One sometimes finds a company unit or a military officer left in some unheard of place for years, at continuing expense, guarding or nibbling at some project in a bewildered or philosophic fashion.
The activity remained unremembered, unhandled when a new broom and new planners entered the scene.
This can get so bad that a company or a nation’s resources can be broken to bits. The old plans, disorganized, not known, discredited, are superseded by new plans and new ambitions. The old plans are in the road of the new plans and the new plans prevent old plans from completing. The result is an impasse. And the men in charge, even at the level of junior executives, become even more puzzled and bewildered than the workers and begin to believe no new plans can ever be done, blame the ignorance of the populace and the cruelty of fate and give up.

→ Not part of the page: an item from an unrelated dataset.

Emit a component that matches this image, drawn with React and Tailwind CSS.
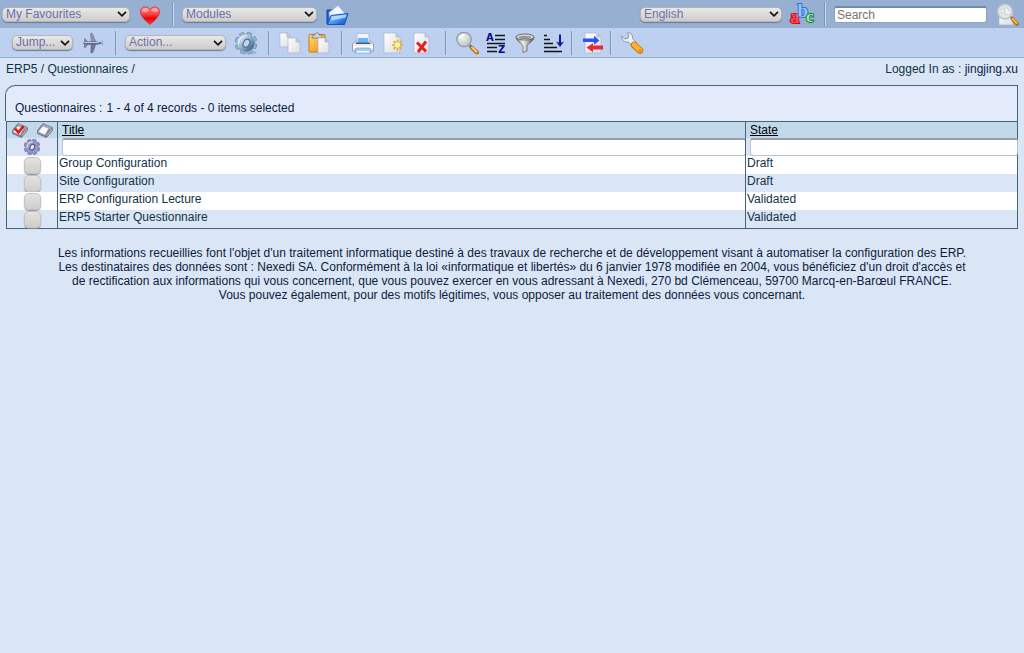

All they had to do was put in a complete new parallel system as in the 1 to 6 outline above for their new plans and to meanwhile preserve and continue the old system while they survey for preservation, eradication or combination of it. It is sometimes even good sense to continue old projects to completion currently with new projects just to maintain stability in the company or country and somehow find new finance and new people for the new plans. It is often far less costly than to simply confuse everything.
Furthermore, all NEW and untried plans should have PILOT PROJECTS which by test and use must be successful before one incorporates them and their new workers into the old system as a parallel dependable activity.
A “chicken in every pot” as a campaign promise could easily succeed if organized as in 1 to 6 above.
There is a lot to organization. It requires trained administrators who can forward the programmes. But a “trained” administrator who does not grasp the principles of organization itself is only a clerk.
At this current writing Man has not had administrative training centers where actual organization was taught. It was learned by “experience” or by working in an organization that was already functioning. But as the principles were not the same company to company and nation to nation, the differences of background experiences of any set of administrators differed to such a degree that no new corps could be assembled as a team.
Thus it was said to require a quarter to a half a century to make a company. But the number of ineffective bureaucracies and national failures which existed stated clearly that there were too few skilled administrators and too few training activities.
Man’s happiness and the longevity of companies and states apparently depend upon organizational know-how. Hiring specialized experts to get one out of trouble is a poor substitute for knowing what it is all about in the first place.
Organization is actually a simple subject, based on a few basic patterns which if applied produce success.
If one would dream and see his dreams an actuality, one must also be able to organize and to train organizational men who will make those dreams come true.